The actual power consumption of the 5 filter architectures are simulated. The IC technology used is the TSMC 65nm standard cell library, and Design Compiler, a gate level tool, is used to measure the area and the power consumption of each architecture at the clock frequency of 200MHz. For fair comparisons, no area and time optimization are applied during the gate-level synthesis using Design Compiler. The number of adders, AAD, the area and the power consumption are summarized in Table 3.   TABLE 3 . The result comparisons between the proposed algorithm and the algorithm in [10] . NA is the number of adder. Table 3 shows that all designs obtained using the proposed algorithm have lower power than that obtained in SHI's algorithm [10] . The power consumption saving can be as much as 19.6% for the filter Y1. Table 3 shows that the adder cost of the proposed algorithm is a bit higher than that of SHI's algorithm.

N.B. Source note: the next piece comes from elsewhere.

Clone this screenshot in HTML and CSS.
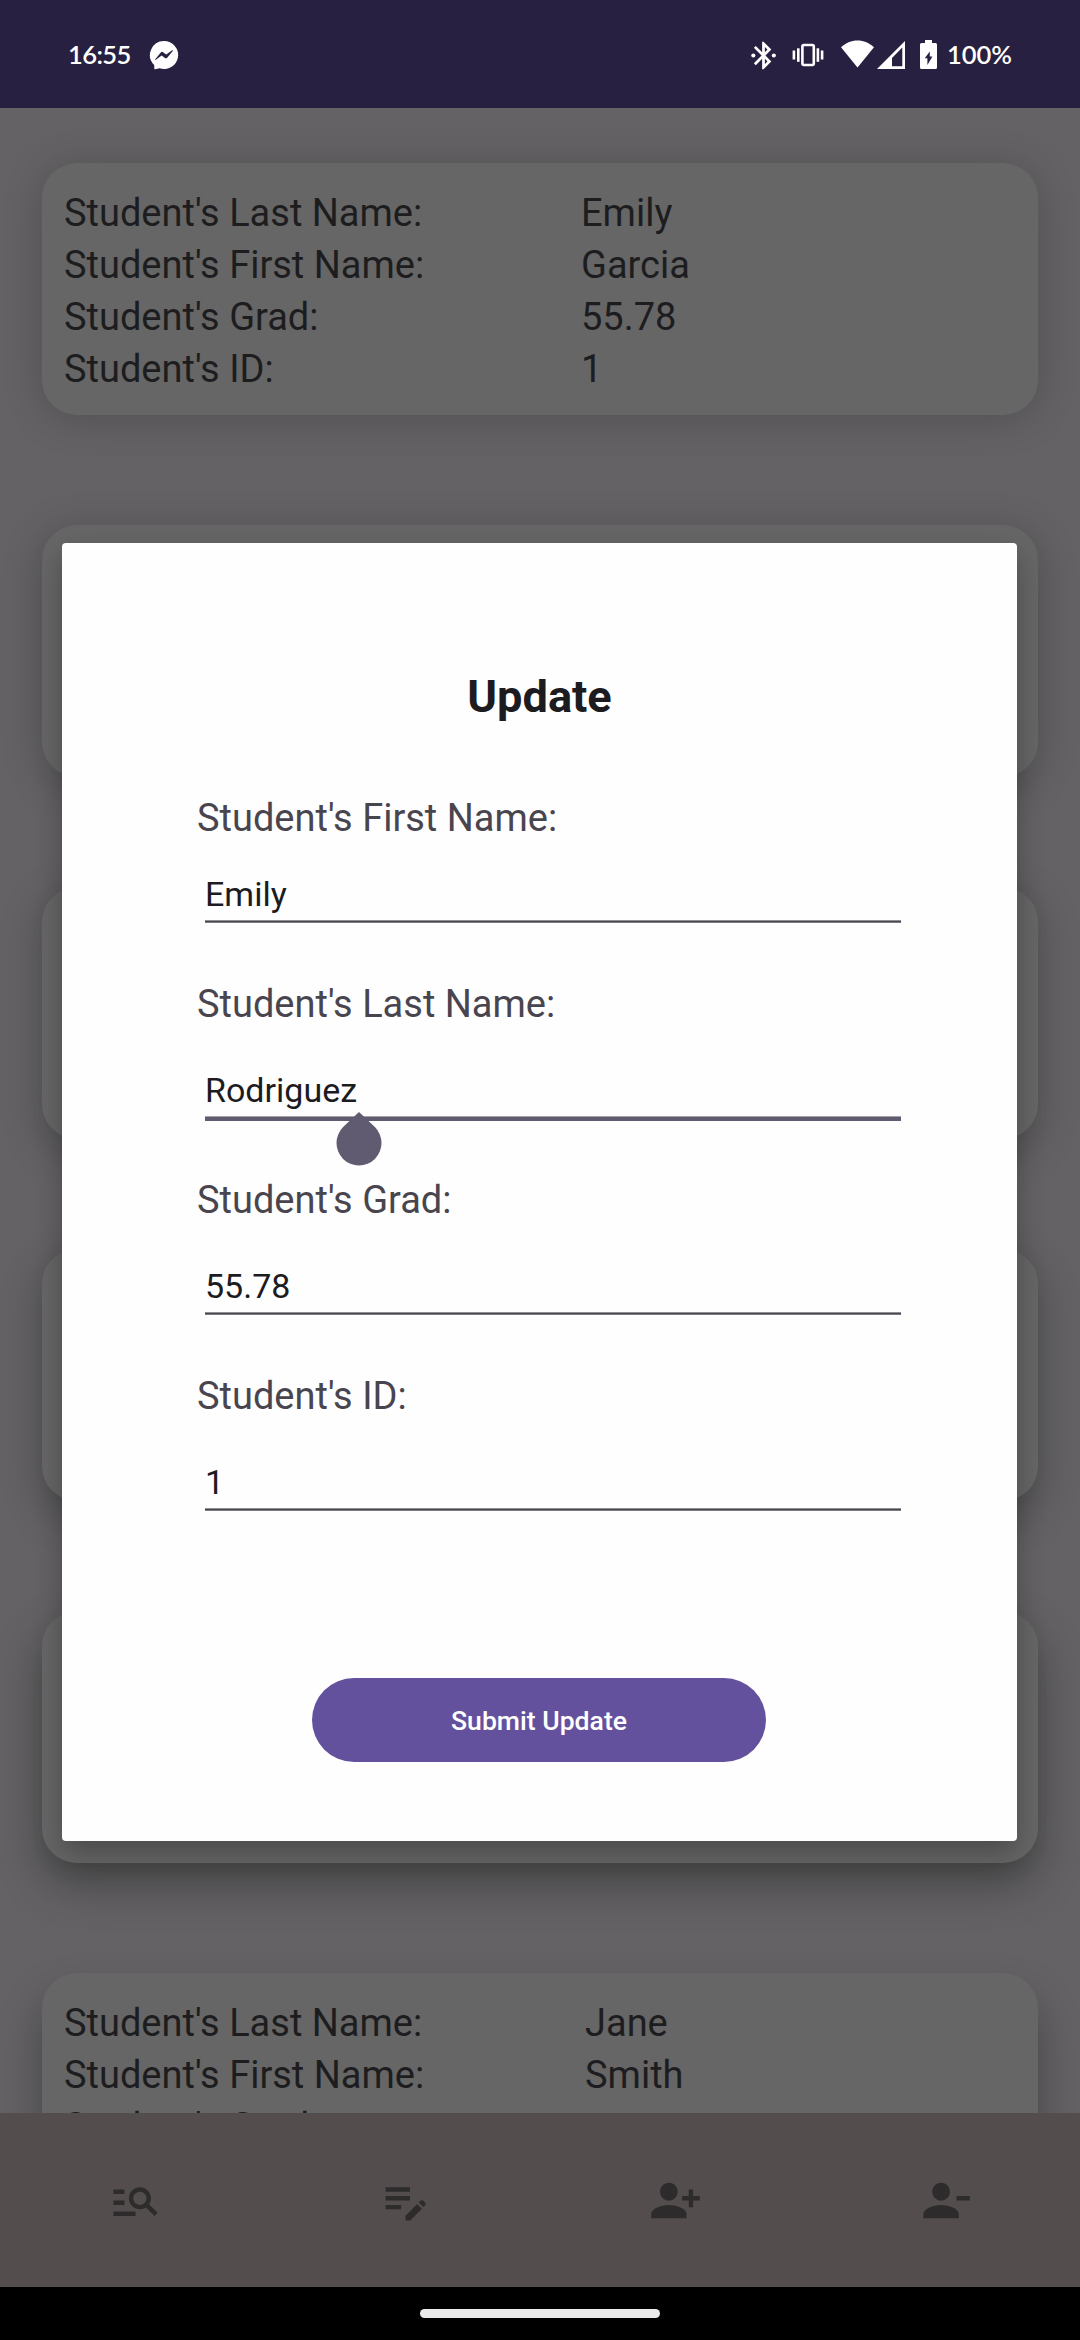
FILE: index.html
```html
<!DOCTYPE html>
<html lang="en">
<head>
<meta charset="utf-8">
<title>Update student</title>
<link rel="stylesheet" href="styles.css">
</head>
<body>
<div class="screen">
  <header class="status">
    <span class="clock">16:55</span>
    <svg class="messenger" width="30" height="30" viewBox="0 0 30 30"><path fill="#fff" d="M15 1a14 14 0 1 1-4.500 27.200L6.200 29.200a.8.8 0 0 1-.9-.8L5.200 25A14 14 0 0 1 15 1z"/><path fill="#282040" d="M6.200 19.200l5.400-6.500a2 2 0 0 1 2.800-.3l2.800 2.200 6-4.300c.5-.3.9.2.6.6l-5.400 6.500a2 2 0 0 1-2.800.3l-2.900-2.200-5.900 4.300c-.5.3-.9-.2-.6-.6z"/></svg>
    <svg class="bluetooth" width="33" height="33" viewBox="0 0 24 24" fill="#fff"><path d="M17.710 7.710L12 2h-1v7.590L6.410 5 5 6.410 10.590 12 5 17.590 6.410 19 11 14.410V22h1l5.710-5.710-4.300-4.290 4.300-4.290zM13 5.830l1.880 1.880L13 9.590V5.830zm1.880 10.460L13 18.170v-3.760l1.880 1.880z"/><circle cx="4.600" cy="12" r="1.500"/><circle cx="19.500" cy="12" r="1.500"/></svg>
    <svg class="vibrate" width="32" height="24" viewBox="0 0 32 24" fill="#fff"><rect x="10.400" y="2" width="11.400" height="20" rx="1.500" fill="none" stroke="#fff" stroke-width="2.600"/><rect x="5" y="5.300" width="2.600" height="13.500"/><rect x=".6" y="7.500" width="2.600" height="9"/><rect x="24.600" y="5.300" width="2.600" height="13.500"/><rect x="28.800" y="7.500" width="2.600" height="9"/></svg>
    <svg class="wifi" width="33" height="28" viewBox="0 0 33 28"><path fill="#fff" d="M0 7.300C4.600 2.800 10.300.4 16.500.4S28.400 2.800 33 7.300L16.500 27.500z"/></svg>
    <svg class="signal" width="28" height="28" viewBox="0 0 28 28"><path fill="#fff" fill-rule="evenodd" d="M28 0v28H0zM25.300 6.600L15 17v8.300h10.300z"/></svg>
    <svg class="battery" width="17" height="29" viewBox="0 0 17 29"><path fill="#fff" d="M5 0h7v3h3.500A1.500 1.500 0 0 1 17 4.500v23a1.500 1.500 0 0 1-1.500 1.500h-14A1.500 1.500 0 0 1 0 27.500v-23A1.500 1.500 0 0 1 1.500 3H5z"/><path fill="#282040" d="M9.800 11.500v5h2.600L7.400 25v-6.800H4.700z"/></svg>
    <span class="percent">100%</span>
  </header>

  <main class="list">
    <section class="card lift-1">
      <dl class="record">
        <dt>Student's Last Name:</dt><dd>Emily</dd>
        <dt>Student's First Name:</dt><dd>Garcia</dd>
        <dt>Student's Grad:</dt><dd>55.78</dd>
        <dt>Student's ID:</dt><dd>1</dd>
      </dl>
    </section>
    <section class="card lift-2"></section>
    <section class="card lift-3"></section>
    <section class="card lift-4"></section>
    <section class="card lift-5"></section>
    <section class="card lift-6">
      <dl class="record shifted">
        <dt>Student's Last Name:</dt><dd>Jane</dd>
        <dt>Student's First Name:</dt><dd>Smith</dd>
        <dt>Student's Grad:</dt><dd class="grade">77.48</dd>
      </dl>
    </section>
  </main>

  <nav class="tabs">
    <svg viewBox="0 0 24 24"><path d="M7 9H2V7h5v2zm0 3H2v2h5v-2zm13.590 7l-3.830-3.830c-.8.52-1.740.83-2.760.83-2.760 0-5-2.240-5-5s2.240-5 5-5 5 2.240 5 5c0 1.020-.31 1.960-.83 2.750L22 17.590 20.590 19zM17 11c0-1.650-1.350-3-3-3s-3 1.350-3 3 1.350 3 3 3 3-1.350 3-3zM2 19h10v-2H2v2z"/></svg>
    <svg viewBox="0 0 24 24"><path d="M3 10h11v2H3v-2zm0-2h11V6H3v2zm0 8h7v-2H3v2zm15.010-3.130l.71-.71c.39-.39 1.020-.39 1.410 0l.71.71c.39.39.39 1.020 0 1.410l-.71.71-2.120-2.120zm-.71.71l-5.300 5.300V21h2.120l5.300-5.300-2.120-2.120z"/></svg>
    <svg viewBox="0 0 24 24"><path d="M13 8c0-2.210-1.790-4-4-4S5 5.790 5 8s1.790 4 4 4 4-1.790 4-4zm2 2v2h3v3h2v-3h3v-2h-3V7h-2v3h-3zM1 18v2h16v-2c0-2.660-5.330-4-8-4s-8 1.340-8 4z"/></svg>
    <svg viewBox="0 0 24 24"><path d="M14 8c0-2.210-1.790-4-4-4S6 5.790 6 8s1.790 4 4 4 4-1.790 4-4zm3 2v2h6v-2h-6zM2 18v2h16v-2c0-2.660-5.330-4-8-4s-8 1.340-8 4z"/></svg>
  </nav>
  <footer class="gesture"><div class="handle"></div></footer>

  <div class="dialog">
    <h1 class="title">Update</h1>
    <form class="fields">
      <div class="field tight"><label>Student's First Name:</label><span class="value">Emily</span><div class="line"></div></div>
      <div class="field focused"><label>Student's Last Name:</label><span class="value">Rodriguez</span><div class="line"></div>
        <svg class="caret" width="46" height="54" viewBox="0 0 46 54"><path fill="#605b71" d="M23 0L38.900 15.100A22.500 22.500 0 1 1 7.100 15.100z"/></svg>
      </div>
      <div class="field"><label>Student's Grad:</label><span class="value">55.78</span><div class="line"></div></div>
      <div class="field"><label>Student's ID:</label><span class="value">1</span><div class="line"></div></div>
    </form>
    <button class="submit" type="button">Submit Update</button>
  </div>
</div>
</body>
</html>
```
FILE: styles.css
```css
* { box-sizing: border-box; }
body { margin: 0; font-family: Roboto, sans-serif; }

.screen {
  position: relative;
  display: flex;
  flex-direction: column;
  width: 1080px;
  height: 2340px;
  overflow: hidden;
  background: #656266;
}

/* Status bar */
.status {
  flex: none;
  display: flex;
  align-items: flex-start;
  height: 108px;
  padding: 40px 0 0 68px;
  background: #282040;
  color: #fff;
  font: 600 25.500px/30px Lato, sans-serif;
}
.status svg { flex: none; display: block; }
.clock { width: 81px; margin-top: -1px; letter-spacing: -.6px; }
.messenger { margin-top: 0; }
.bluetooth { margin: -1px 0 0 568px; }
.vibrate { margin: 3px 0 0 12px; }
.wifi { margin-left: 17px; }
.signal { margin: 1px 0 0 3px; }
.battery { margin-left: 15px; }
.percent { margin: -1px 0 0 10px; }

/* Student list */
.list {
  flex: none;
  display: flex;
  flex-direction: column;
  gap: 110px;
  height: 2005px;
  padding: 55px 42px 0;
  overflow: hidden;
}
.card {
  flex: none;
  height: 252px;
  padding: 24px 21px 24px 22px;
  border-radius: 35px;
  background: #666;
}
.lift-1 { box-shadow: 0 4px 40px rgba(6, 12, 4, .2); }
.lift-2 { box-shadow: 0 7px 40px rgba(6, 12, 4, .23); }
.lift-3 { box-shadow: 0 10px 40px rgba(6, 12, 4, .26); }
.lift-4 { box-shadow: 0 14px 40px rgba(6, 12, 4, .3); }
.lift-5 { box-shadow: 0 20px 44px rgba(6, 12, 4, .38); }
.lift-6 { box-shadow: 0 24px 40px rgba(6, 12, 4, .34); }
.record {
  display: grid;
  grid-template-columns: 517px 1fr;
  margin: 0;
  color: #1d1d1f;
  font-size: 38px;
  line-height: 52px;
}
.record.shifted { grid-template-columns: 521px 1fr; }
.record dd { margin: 0; }
.record .grade { padding-top: 1px; }

/* Bottom tabs */
.tabs {
  flex: none;
  display: grid;
  grid-template-columns: repeat(4, 1fr);
  place-items: center;
  height: 174px;
  background: #544d4d;
}
.tabs svg { width: 53px; height: 53px; fill: #2d2b2c; }
.gesture {
  display: flex;
  justify-content: center;
  height: 53px;
  padding-top: 22px;
  background: #000;
}
.handle { width: 240px; height: 9px; border-radius: 5px; background: #ebebeb; }

/* Dialog */
.dialog {
  position: absolute;
  left: 62px;
  top: 543px;
  width: 955px;
  height: 1298px;
  padding-top: 124px;
  border-radius: 4px;
  background: #fefefe;
  box-shadow: 0 12px 28px rgba(0, 0, 0, .28);
}
.title {
  margin: 0;
  color: #1c1b1f;
  font-size: 45.200px;
  font-weight: 700;
  line-height: 60px;
  text-align: center;
}
.fields {
  display: flex;
  flex-direction: column;
  gap: 53px;
  margin: 65px 116px 0 134px;
}
.field { position: relative; display: flex; flex-direction: column; }
.field label { padding-left: 1px; color: #49454f; font-size: 38px; line-height: 52px; }
.value {
  margin: 37px 0 3px 9px;
  color: #1c1b1f;
  font-size: 34px;
  line-height: 46px;
}
.tight .value { margin-top: 27px; }
.line {
  height: 5px;
  margin-left: 9px;
  background: linear-gradient(#918f95 1px, #49454f 1px 2px, #7d7a81 2px 3px, transparent 3px);
}
.focused .line { background: linear-gradient(#a5a2ae 1px, #605b71 1px); }
.caret { position: absolute; left: 139.500px; top: 134px; }
.submit {
  display: block;
  width: 454px;
  height: 84px;
  margin: 165px 0 0 250px;
  padding: 2px 0 0;
  border: 0;
  border-radius: 42px;
  background: #64519e;
  color: #fff;
  font: 500 26.600px/82px Roboto, sans-serif;
}
```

The areas of the circuits obtained using the proposed algorithm are slightly increased, but it is negligible compared to the decrease of power consumption. The overall performance of the proposed design are therefore superior to the existing techniques in terms of power consumption.
V. CONCLUSION
In this paper, a low power FIR design method is proposed. Instead of searching for coefficient sets that minimize the number of adders as traditional algorithms, our technique aims to find a coefficient set that minimize the AAD of SAs. A tree search algorithm is developed to search for the discrete coefficients. The optimization objective function as well as the cut-off schemes catered for the design of low power FIR filters are proposed. Design examples shows that the proposed algorithm can generate designs with much lower power consumption than existing algorithm at cost of slight increase of chip area.